2. Flattening takes the schematized data and further simplifies its structure by eliminating nested fields. Each variable within a base field is extracted and given its own unique field name, adhering to a nomenclature defined above by eliminating the hierarchical structure of the data and making the data easier for the end-user to query.

Schematizing and flattening normalizes data, ensuring consistency in field names and formats. This prepared data enables deep analysis, uncovering insights and patterns related to security incidents or anomalies.

Table Structure in the Data Lake

Once the schema is ready, you can divide the tables per event aggregation, this should be data-source- agnostic. All the tables will have common base fields, along with any table-specific fields.

Example: All the network logs, VPC flow logs, Azure logs, and Google Cloud Platform logs can reside in a common table. And, because the fields are mapped to the base fields, we can write complex correlations.

Writing Correlations on the Data Lake

Once you’ve loaded data into tables, you can query the data using the specified syntax. From the user perspective, they only query the network events; internally, all possible network sources are schematized into a master table.

The following query example helps identify all network events, regardless of cloud or datacenter origin, specifically focusing on SSH events that have been BLOCKED.

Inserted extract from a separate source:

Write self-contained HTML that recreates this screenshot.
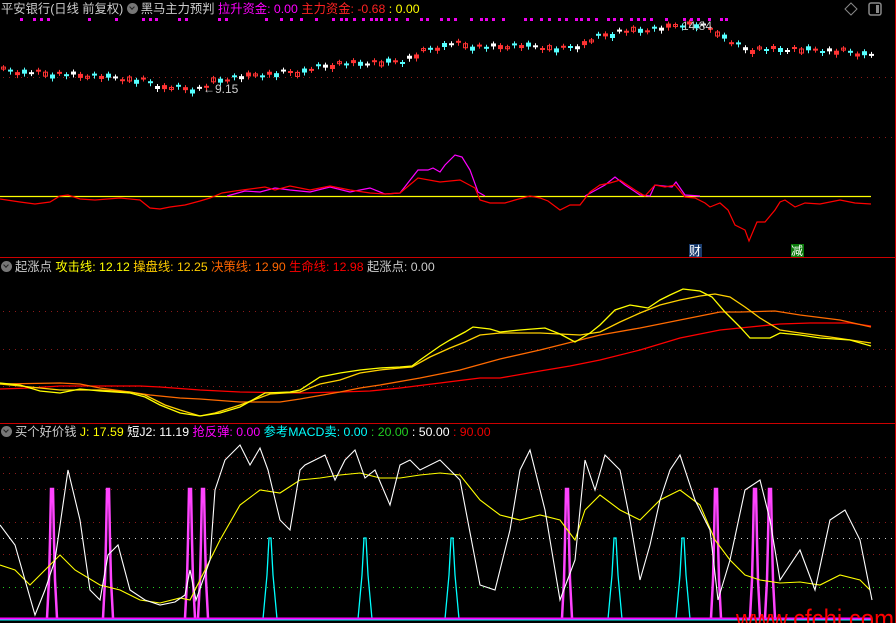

SELECT * FROM network_master_table 
WHERE event_time BETWEEN ‘2023-12-01' AND ‘2023-12-10’ WHERE source_ip = ’10.0.0.10’ AND source_port = ‘22’ AND event_outcome = ‘BLOCKED’

Conclusion

Field normalization is crucial in enhancing security analysis by addressing the diversity in field names and data formats commonly found within security logs. By improving data integration, enhancing correlation, and reducing errors, field normalization facilitates more efficient data sharing among security teams. In turn, utilizing base classes, employing techniques such as schematization and flattening, and transforming raw logs all help enable more effective security analytics.